I was recently an audience member at a BBC Radio 4 Any Questions programme when a probation colleague eloquently challenged, by way of a direct question, the Justice Secretary's blithe assertions on his commitment to the professional ethos of a soon-to-be dismantled probation service. 

The Shadow Justice Secretary, Sadik Khan MP, also on the panel that night, has been resolute in his recent defence of the probation service. But whether a future Labour government can restore or retain a dismantled service in any recognizable form is a moot point. My colleague called the government's proposals: "morally wrong and factual incorrect".

Should justice be contracted out or should it be constitutive of a more considered civic duty that our fellow citizens owe to one another? This question of whether justice can be commercialised hangs heavy over the government's criminal justice policy-making, but the Justice Committee does not address it directly.

Will the Committee's findings send out a timely health warning for a gung-ho Justice Secretary intent of such corporate vandalism to stop and think again?

Frances Crook, director of the Howard League for Penal Reform, said that the Committee's report "highlights the fact that ministers are rushing proposals through to meet a political timetable, which could put the public in danger.
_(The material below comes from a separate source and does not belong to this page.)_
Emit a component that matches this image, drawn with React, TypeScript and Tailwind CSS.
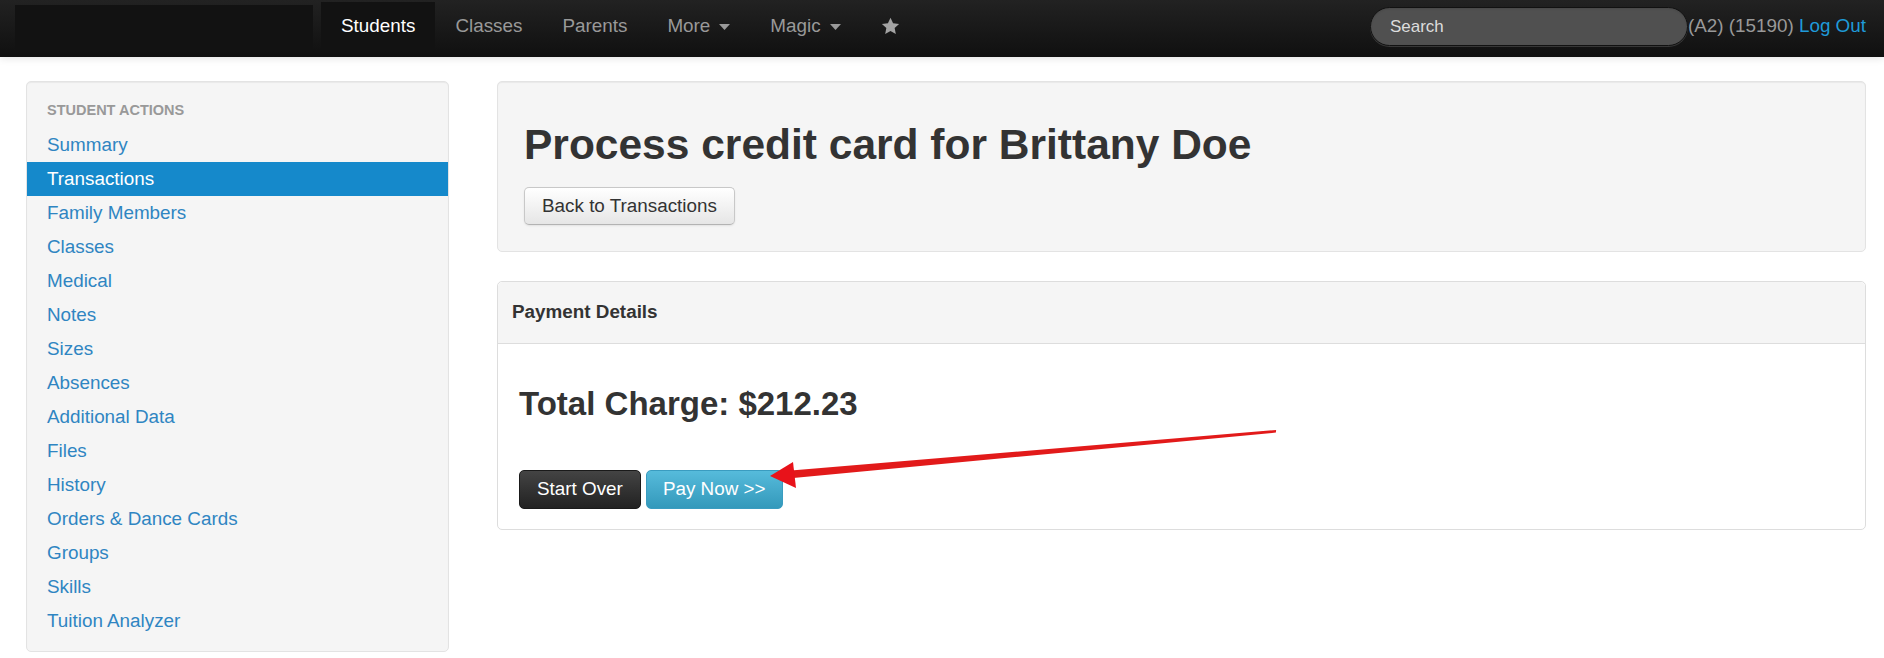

Why is the government in such a hurry to dismantle a probation service that has worked well for more than 100 years?"

She warned: 

“With banks, train services and Olympic security, we have already seen the government step in to clear up the mess left by private firms who failed to deliver the goods. But the risks with probation privatisation are far higher. This could be your house burgled, your bag stolen, your grandchild assaulted." 

All is not yet lost. As Crook said: "The fact that plans to destroy probation trusts have been delayed for two months should give the government further pause for thought on whether it is worth gambling with public safety in pursuit of an ideological experiment."